Any data specified outside these reserved keys will be preserved by Vannot through save/load cycles without modification. However, as more features added and more keys will be used, we recommend the use of the custom, user, and meta top-level keys, which we will always reserve and avoid for this purpose.

anamorphic video formats

Be careful when specifying a video resolution. The browser does not give Vannot enough data to determine any information about the resolution itself, which is why you are required to specify it at all, and an incorrect resolution will result in misalignment when comparing annotation data with static video frames.

In particular, some videos are recorded with non-square pixels, in an anamorphic format. The relevant specification detail is the PAR, or Pixel Aspect Ratio. When a video is encoded with a non-1:1 PAR, a naive check of the resolution will yield the incorrect number, because the physical number of recorded rows and columns does not match the presentation number of rows and columns.

Ultimately, no matter how the video is encoded, it is the equivalent resolution in square pixels that you need to provide. However many pixels the video actually takes up on screen when played, that is the number of interest.

If you are unable to perform this calculation yourself, you may extract the PAR from the video and provide it to Vannot under the video.pixelAspectRatio parameter as a float. It will attempt to recompute the resolution for you.

Vannot draws a grey bounding box around the area it believes to be the canvas. If this box mismatches with the actual video area, it is a sign that the incorrect effective resolution has been provided. In this case, it is highly advisable to resolve these issues before attempting to perform any annotation.

saving data/image data export

Due to concern around deterministically isolating the same frame across different toolchains, Vannot captures image data of annotated frames and sends them to the server for safekeeping. Because of this additional data, Vannot sends save requests as a multipart/form-data POST. There can be multiple fields/files:

  • The data.json field will always exist and should always be sent first. It contains the actual application data. In addition to providing the various point geometries for the server's analysis, this payload is what the client will want returned to resume a working session.
  • Any number of frames/42 files will also be a part of the POST. The number following the slash indicates the number of the frame in question, and the binary content of each part is the image data of that frame in jpeg format.
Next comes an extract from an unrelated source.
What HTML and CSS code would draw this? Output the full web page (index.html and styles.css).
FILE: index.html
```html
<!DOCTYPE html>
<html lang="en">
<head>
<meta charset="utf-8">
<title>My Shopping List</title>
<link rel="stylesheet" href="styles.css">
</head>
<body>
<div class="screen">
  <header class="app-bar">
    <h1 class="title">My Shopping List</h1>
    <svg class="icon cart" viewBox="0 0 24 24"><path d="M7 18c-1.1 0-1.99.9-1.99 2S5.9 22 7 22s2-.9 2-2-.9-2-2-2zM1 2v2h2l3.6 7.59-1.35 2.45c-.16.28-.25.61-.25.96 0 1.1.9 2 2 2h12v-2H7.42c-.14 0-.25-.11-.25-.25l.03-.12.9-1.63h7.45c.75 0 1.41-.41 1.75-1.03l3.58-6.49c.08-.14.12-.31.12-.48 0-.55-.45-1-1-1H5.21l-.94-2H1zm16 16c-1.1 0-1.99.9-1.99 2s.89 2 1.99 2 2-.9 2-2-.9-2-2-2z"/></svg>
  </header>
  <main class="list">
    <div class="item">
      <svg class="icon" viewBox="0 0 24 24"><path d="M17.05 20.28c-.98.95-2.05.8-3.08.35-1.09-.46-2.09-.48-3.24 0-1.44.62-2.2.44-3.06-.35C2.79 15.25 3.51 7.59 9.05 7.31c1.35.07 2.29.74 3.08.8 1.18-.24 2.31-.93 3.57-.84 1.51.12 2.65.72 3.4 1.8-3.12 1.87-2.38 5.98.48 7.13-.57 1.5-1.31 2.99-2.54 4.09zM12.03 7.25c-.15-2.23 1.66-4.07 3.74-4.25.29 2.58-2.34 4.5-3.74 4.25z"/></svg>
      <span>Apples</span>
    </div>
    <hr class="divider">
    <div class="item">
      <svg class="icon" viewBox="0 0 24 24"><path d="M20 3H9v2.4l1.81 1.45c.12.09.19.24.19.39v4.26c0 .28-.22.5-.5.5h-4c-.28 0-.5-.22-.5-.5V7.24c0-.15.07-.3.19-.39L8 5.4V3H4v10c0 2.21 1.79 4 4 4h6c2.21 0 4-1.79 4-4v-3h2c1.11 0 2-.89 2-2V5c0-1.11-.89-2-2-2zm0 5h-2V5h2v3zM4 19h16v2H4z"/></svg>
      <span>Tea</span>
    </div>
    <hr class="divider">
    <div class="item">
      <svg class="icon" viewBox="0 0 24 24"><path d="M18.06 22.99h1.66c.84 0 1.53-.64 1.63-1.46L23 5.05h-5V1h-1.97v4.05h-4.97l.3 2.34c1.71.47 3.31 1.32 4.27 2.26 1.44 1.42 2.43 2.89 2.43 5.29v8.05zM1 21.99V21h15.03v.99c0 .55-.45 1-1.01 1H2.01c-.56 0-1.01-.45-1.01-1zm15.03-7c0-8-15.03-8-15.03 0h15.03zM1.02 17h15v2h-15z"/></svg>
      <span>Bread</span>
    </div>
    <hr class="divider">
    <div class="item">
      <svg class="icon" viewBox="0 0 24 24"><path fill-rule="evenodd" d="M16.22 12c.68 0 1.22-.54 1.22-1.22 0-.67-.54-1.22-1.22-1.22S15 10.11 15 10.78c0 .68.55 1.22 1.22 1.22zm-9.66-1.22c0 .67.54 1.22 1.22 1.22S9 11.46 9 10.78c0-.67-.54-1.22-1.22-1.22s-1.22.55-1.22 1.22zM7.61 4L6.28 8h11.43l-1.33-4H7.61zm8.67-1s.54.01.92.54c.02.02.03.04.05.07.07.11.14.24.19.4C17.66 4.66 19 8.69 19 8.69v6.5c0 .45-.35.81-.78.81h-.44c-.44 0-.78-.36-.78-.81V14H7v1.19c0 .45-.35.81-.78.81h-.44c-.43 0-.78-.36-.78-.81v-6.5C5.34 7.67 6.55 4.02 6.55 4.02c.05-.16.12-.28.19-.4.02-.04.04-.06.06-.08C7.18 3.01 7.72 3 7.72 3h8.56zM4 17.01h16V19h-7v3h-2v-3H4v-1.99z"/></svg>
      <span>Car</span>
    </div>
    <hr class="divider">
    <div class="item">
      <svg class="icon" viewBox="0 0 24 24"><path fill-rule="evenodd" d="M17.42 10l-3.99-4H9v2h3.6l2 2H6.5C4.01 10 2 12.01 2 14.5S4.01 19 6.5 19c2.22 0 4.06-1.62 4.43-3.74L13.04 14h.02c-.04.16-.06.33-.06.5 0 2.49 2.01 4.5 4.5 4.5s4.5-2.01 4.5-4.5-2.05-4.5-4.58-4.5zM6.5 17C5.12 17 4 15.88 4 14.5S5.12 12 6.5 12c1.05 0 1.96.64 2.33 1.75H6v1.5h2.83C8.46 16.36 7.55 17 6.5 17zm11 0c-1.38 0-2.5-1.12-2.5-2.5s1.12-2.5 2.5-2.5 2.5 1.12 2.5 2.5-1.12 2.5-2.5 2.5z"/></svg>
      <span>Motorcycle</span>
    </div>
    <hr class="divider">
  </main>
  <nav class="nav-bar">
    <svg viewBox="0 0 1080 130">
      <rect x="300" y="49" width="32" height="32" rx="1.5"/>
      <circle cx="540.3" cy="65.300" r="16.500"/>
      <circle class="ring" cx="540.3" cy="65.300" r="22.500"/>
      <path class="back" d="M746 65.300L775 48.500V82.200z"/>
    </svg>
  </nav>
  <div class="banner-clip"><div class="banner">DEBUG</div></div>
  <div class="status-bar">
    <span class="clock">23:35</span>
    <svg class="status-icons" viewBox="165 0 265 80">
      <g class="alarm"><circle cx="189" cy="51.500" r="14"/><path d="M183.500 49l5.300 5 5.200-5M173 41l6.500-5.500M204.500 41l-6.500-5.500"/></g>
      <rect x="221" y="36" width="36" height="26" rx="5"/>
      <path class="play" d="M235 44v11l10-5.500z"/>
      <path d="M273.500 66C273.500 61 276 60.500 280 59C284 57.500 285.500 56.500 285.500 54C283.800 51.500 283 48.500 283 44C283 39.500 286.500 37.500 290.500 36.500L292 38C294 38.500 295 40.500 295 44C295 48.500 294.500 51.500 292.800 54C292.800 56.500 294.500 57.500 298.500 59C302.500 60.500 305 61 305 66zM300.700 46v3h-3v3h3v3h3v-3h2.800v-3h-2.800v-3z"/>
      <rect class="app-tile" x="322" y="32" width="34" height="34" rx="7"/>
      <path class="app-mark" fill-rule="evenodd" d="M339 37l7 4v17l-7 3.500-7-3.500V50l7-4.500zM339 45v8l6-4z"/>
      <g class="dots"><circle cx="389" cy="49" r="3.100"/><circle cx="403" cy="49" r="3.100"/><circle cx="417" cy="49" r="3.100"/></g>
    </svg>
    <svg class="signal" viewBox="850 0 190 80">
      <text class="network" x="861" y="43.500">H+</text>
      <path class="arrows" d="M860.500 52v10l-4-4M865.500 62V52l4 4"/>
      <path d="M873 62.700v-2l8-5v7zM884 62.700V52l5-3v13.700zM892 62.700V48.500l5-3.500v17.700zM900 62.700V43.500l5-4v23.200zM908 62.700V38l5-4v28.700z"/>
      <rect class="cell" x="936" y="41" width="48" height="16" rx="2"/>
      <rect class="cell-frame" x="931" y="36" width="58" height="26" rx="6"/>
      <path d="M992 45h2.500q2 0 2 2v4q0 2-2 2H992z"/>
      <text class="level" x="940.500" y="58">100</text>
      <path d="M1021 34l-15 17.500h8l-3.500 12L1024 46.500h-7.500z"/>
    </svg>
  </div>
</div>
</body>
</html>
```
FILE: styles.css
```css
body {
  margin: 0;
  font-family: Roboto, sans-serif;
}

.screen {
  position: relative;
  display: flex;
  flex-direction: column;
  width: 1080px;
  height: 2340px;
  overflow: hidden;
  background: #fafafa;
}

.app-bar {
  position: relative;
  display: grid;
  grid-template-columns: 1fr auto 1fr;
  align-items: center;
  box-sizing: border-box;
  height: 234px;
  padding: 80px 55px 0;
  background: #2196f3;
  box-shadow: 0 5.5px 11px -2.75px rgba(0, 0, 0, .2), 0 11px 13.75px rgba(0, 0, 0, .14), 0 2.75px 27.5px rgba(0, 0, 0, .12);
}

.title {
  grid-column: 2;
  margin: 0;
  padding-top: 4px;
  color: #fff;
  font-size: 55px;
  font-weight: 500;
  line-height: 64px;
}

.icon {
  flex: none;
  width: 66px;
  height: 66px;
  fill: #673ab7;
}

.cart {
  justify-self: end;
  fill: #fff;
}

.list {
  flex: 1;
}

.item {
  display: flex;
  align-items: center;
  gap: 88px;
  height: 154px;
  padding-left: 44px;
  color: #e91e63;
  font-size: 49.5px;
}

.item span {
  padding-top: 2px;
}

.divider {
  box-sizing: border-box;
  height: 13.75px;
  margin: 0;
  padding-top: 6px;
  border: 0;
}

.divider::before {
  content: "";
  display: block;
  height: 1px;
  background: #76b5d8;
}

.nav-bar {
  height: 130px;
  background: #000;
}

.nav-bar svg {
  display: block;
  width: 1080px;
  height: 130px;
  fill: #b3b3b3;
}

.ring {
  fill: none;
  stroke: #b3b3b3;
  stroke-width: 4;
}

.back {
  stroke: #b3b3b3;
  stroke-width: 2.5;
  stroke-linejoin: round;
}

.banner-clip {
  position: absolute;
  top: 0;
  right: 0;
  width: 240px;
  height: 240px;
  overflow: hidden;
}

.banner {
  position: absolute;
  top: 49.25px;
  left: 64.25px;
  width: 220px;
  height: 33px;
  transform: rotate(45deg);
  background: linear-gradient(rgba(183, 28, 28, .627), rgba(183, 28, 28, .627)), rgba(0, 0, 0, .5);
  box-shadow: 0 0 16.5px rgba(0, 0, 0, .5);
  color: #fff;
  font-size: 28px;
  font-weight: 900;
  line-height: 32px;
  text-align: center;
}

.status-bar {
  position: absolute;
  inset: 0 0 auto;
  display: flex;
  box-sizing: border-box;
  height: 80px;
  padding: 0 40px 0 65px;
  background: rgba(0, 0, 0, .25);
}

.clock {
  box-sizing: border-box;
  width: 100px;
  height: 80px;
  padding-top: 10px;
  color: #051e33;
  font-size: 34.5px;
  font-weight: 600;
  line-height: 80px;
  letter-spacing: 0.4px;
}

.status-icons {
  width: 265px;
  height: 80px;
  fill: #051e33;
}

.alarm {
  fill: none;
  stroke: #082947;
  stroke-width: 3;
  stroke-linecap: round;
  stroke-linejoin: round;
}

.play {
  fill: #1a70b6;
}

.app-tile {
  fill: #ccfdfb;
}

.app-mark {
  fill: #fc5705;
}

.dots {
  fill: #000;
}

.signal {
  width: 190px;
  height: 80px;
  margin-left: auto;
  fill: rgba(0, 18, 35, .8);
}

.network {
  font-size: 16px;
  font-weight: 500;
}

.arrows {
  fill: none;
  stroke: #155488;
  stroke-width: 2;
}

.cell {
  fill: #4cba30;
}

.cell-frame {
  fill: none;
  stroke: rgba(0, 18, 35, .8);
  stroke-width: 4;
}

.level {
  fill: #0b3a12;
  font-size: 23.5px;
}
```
By default, it will only export image data for any frames newly annotated in that session. Any frames that already had drawn shapes when Vannot loaded the data initially will not be included.

To initiate an export of all framedata, add a querystring parameter of mode=export. This will not load the full editor UI, but instead initiate a process wherein every single annotated frame is captured and exported back to the server, via the normal save process.

serving the application

Once built, all one must do is serve the following files off a web server:

index.html
app.js
styles.css
assets/*

The only other requirement is that for direct seeking around the video to work, the web server must support byterange requests. Most modern versions of Nginx/Apache/Lighttpd will do this out of the box or with minor configuration, but eg Python's SimpleHTTPServer will not.